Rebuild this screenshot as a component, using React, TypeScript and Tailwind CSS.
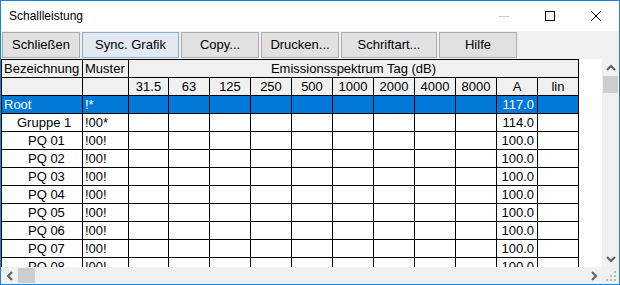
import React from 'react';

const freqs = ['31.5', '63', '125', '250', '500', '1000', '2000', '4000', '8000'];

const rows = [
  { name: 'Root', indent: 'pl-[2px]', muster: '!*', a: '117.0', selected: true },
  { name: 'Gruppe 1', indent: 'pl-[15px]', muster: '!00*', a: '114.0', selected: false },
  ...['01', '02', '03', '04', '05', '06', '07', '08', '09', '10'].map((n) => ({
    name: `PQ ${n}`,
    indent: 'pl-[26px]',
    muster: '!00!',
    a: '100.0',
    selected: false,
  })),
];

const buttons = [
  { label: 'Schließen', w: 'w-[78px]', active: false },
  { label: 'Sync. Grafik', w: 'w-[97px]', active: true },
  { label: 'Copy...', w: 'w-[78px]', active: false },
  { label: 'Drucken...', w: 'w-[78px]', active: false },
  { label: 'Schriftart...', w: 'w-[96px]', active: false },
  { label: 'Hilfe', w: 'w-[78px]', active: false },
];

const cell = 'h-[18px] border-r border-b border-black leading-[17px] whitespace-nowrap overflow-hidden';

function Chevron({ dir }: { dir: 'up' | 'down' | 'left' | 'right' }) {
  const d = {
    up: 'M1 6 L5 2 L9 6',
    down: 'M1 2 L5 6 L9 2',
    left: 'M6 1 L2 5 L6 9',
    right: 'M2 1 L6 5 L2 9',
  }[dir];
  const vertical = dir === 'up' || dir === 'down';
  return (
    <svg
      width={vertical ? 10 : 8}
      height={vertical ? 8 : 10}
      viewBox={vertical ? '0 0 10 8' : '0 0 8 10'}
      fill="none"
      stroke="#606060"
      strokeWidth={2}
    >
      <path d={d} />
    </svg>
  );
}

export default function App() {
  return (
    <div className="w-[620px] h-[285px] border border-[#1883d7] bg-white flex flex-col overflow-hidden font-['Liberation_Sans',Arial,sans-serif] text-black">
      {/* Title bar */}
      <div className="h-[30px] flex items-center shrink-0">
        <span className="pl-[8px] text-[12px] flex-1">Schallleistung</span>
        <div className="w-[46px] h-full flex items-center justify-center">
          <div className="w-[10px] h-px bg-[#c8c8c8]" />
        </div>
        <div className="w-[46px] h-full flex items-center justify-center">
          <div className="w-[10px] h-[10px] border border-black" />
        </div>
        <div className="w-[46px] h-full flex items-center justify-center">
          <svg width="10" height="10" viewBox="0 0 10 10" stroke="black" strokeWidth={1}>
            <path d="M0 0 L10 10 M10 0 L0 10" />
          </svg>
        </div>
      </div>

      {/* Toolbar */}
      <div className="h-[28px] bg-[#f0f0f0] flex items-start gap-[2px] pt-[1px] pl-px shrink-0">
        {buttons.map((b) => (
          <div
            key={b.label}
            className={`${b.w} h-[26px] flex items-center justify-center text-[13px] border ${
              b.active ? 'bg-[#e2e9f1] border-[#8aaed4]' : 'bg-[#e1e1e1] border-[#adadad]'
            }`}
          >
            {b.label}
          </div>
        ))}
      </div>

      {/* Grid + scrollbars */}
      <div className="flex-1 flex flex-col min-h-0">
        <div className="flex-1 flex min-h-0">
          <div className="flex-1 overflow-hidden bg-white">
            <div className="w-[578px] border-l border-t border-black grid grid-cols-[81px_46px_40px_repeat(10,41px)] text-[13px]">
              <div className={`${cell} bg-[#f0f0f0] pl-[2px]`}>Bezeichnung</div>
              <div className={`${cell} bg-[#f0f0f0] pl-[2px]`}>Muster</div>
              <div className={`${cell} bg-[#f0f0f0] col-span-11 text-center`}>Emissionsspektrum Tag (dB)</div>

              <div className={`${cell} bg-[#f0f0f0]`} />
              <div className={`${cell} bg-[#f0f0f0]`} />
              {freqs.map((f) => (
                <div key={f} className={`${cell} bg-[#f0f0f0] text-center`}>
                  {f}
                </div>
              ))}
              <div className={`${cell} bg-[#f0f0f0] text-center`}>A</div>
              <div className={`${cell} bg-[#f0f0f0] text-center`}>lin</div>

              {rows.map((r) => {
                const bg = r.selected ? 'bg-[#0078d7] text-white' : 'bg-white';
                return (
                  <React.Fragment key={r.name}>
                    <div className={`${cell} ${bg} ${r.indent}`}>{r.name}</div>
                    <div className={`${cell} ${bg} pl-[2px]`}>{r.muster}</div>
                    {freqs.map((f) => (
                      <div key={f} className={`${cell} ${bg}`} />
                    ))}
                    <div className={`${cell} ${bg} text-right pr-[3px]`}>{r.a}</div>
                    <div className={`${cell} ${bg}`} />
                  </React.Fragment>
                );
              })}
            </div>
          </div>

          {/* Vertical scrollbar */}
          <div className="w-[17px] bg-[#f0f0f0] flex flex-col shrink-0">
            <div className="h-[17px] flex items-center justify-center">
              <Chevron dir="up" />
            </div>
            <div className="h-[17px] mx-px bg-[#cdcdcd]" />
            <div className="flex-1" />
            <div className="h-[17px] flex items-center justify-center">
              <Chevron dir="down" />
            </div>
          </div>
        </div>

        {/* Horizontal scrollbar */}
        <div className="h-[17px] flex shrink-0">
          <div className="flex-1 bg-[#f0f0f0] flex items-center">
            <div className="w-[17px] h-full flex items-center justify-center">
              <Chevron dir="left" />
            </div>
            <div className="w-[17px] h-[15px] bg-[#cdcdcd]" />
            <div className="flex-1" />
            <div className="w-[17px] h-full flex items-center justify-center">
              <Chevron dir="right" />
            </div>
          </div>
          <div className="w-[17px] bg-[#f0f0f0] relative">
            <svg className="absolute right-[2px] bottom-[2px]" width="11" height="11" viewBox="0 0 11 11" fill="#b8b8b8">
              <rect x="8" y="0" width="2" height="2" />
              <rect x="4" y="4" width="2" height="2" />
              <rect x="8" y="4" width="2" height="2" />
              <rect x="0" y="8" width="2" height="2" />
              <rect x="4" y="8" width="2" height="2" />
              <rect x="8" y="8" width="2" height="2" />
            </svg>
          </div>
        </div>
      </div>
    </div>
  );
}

· · · · · · ·

TASK BRIEF: Return the listing above in full and without alteration, excluding its pictures.

SOLUTION TO THE PROBLEM:
Rebuild this screenshot as a component, using React, TypeScript and Tailwind CSS.
import React from 'react';

const freqs = ['31.5', '63', '125', '250', '500', '1000', '2000', '4000', '8000'];

const rows = [
  { name: 'Root', indent: 'pl-[2px]', muster: '!*', a: '117.0', selected: true },
  { name: 'Gruppe 1', indent: 'pl-[15px]', muster: '!00*', a: '114.0', selected: false },
  ...['01', '02', '03', '04', '05', '06', '07', '08', '09', '10'].map((n) => ({
    name: `PQ ${n}`,
    indent: 'pl-[26px]',
    muster: '!00!',
    a: '100.0',
    selected: false,
  })),
];

const buttons = [
  { label: 'Schließen', w: 'w-[78px]', active: false },
  { label: 'Sync. Grafik', w: 'w-[97px]', active: true },
  { label: 'Copy...', w: 'w-[78px]', active: false },
  { label: 'Drucken...', w: 'w-[78px]', active: false },
  { label: 'Schriftart...', w: 'w-[96px]', active: false },
  { label: 'Hilfe', w: 'w-[78px]', active: false },
];

const cell = 'h-[18px] border-r border-b border-black leading-[17px] whitespace-nowrap overflow-hidden';

function Chevron({ dir }: { dir: 'up' | 'down' | 'left' | 'right' }) {
  const d = {
    up: 'M1 6 L5 2 L9 6',
    down: 'M1 2 L5 6 L9 2',
    left: 'M6 1 L2 5 L6 9',
    right: 'M2 1 L6 5 L2 9',
  }[dir];
  const vertical = dir === 'up' || dir === 'down';
  return (
    <svg
      width={vertical ? 10 : 8}
      height={vertical ? 8 : 10}
      viewBox={vertical ? '0 0 10 8' : '0 0 8 10'}
      fill="none"
      stroke="#606060"
      strokeWidth={2}
    >
      <path d={d} />
    </svg>
  );
}

export default function App() {
  return (
    <div className="w-[620px] h-[285px] border border-[#1883d7] bg-white flex flex-col overflow-hidden font-['Liberation_Sans',Arial,sans-serif] text-black">
      {/* Title bar */}
      <div className="h-[30px] flex items-center shrink-0">
        <span className="pl-[8px] text-[12px] flex-1">Schallleistung</span>
        <div className="w-[46px] h-full flex items-center justify-center">
          <div className="w-[10px] h-px bg-[#c8c8c8]" />
        </div>
        <div className="w-[46px] h-full flex items-center justify-center">
          <div className="w-[10px] h-[10px] border border-black" />
        </div>
        <div className="w-[46px] h-full flex items-center justify-center">
          <svg width="10" height="10" viewBox="0 0 10 10" stroke="black" strokeWidth={1}>
            <path d="M0 0 L10 10 M10 0 L0 10" />
          </svg>
        </div>
      </div>

      {/* Toolbar */}
      <div className="h-[28px] bg-[#f0f0f0] flex items-start gap-[2px] pt-[1px] pl-px shrink-0">
        {buttons.map((b) => (
          <div
            key={b.label}
            className={`${b.w} h-[26px] flex items-center justify-center text-[13px] border ${
              b.active ? 'bg-[#e2e9f1] border-[#8aaed4]' : 'bg-[#e1e1e1] border-[#adadad]'
            }`}
          >
            {b.label}
          </div>
        ))}
      </div>

      {/* Grid + scrollbars */}
      <div className="flex-1 flex flex-col min-h-0">
        <div className="flex-1 flex min-h-0">
          <div className="flex-1 overflow-hidden bg-white">
            <div className="w-[578px] border-l border-t border-black grid grid-cols-[81px_46px_40px_repeat(10,41px)] text-[13px]">
              <div className={`${cell} bg-[#f0f0f0] pl-[2px]`}>Bezeichnung</div>
              <div className={`${cell} bg-[#f0f0f0] pl-[2px]`}>Muster</div>
              <div className={`${cell} bg-[#f0f0f0] col-span-11 text-center`}>Emissionsspektrum Tag (dB)</div>

              <div className={`${cell} bg-[#f0f0f0]`} />
              <div className={`${cell} bg-[#f0f0f0]`} />
              {freqs.map((f) => (
                <div key={f} className={`${cell} bg-[#f0f0f0] text-center`}>
                  {f}
                </div>
              ))}
              <div className={`${cell} bg-[#f0f0f0] text-center`}>A</div>
              <div className={`${cell} bg-[#f0f0f0] text-center`}>lin</div>

              {rows.map((r) => {
                const bg = r.selected ? 'bg-[#0078d7] text-white' : 'bg-white';
                return (
                  <React.Fragment key={r.name}>
                    <div className={`${cell} ${bg} ${r.indent}`}>{r.name}</div>
                    <div className={`${cell} ${bg} pl-[2px]`}>{r.muster}</div>
                    {freqs.map((f) => (
                      <div key={f} className={`${cell} ${bg}`} />
                    ))}
                    <div className={`${cell} ${bg} text-right pr-[3px]`}>{r.a}</div>
                    <div className={`${cell} ${bg}`} />
                  </React.Fragment>
                );
              })}
            </div>
          </div>

          {/* Vertical scrollbar */}
          <div className="w-[17px] bg-[#f0f0f0] flex flex-col shrink-0">
            <div className="h-[17px] flex items-center justify-center">
              <Chevron dir="up" />
            </div>
            <div className="h-[17px] mx-px bg-[#cdcdcd]" />
            <div className="flex-1" />
            <div className="h-[17px] flex items-center justify-center">
              <Chevron dir="down" />
            </div>
          </div>
        </div>

        {/* Horizontal scrollbar */}
        <div className="h-[17px] flex shrink-0">
          <div className="flex-1 bg-[#f0f0f0] flex items-center">
            <div className="w-[17px] h-full flex items-center justify-center">
              <Chevron dir="left" />
            </div>
            <div className="w-[17px] h-[15px] bg-[#cdcdcd]" />
            <div className="flex-1" />
            <div className="w-[17px] h-full flex items-center justify-center">
              <Chevron dir="right" />
            </div>
          </div>
          <div className="w-[17px] bg-[#f0f0f0] relative">
            <svg className="absolute right-[2px] bottom-[2px]" width="11" height="11" viewBox="0 0 11 11" fill="#b8b8b8">
              <rect x="8" y="0" width="2" height="2" />
              <rect x="4" y="4" width="2" height="2" />
              <rect x="8" y="4" width="2" height="2" />
              <rect x="0" y="8" width="2" height="2" />
              <rect x="4" y="8" width="2" height="2" />
              <rect x="8" y="8" width="2" height="2" />
            </svg>
          </div>
        </div>
      </div>
    </div>
  );
}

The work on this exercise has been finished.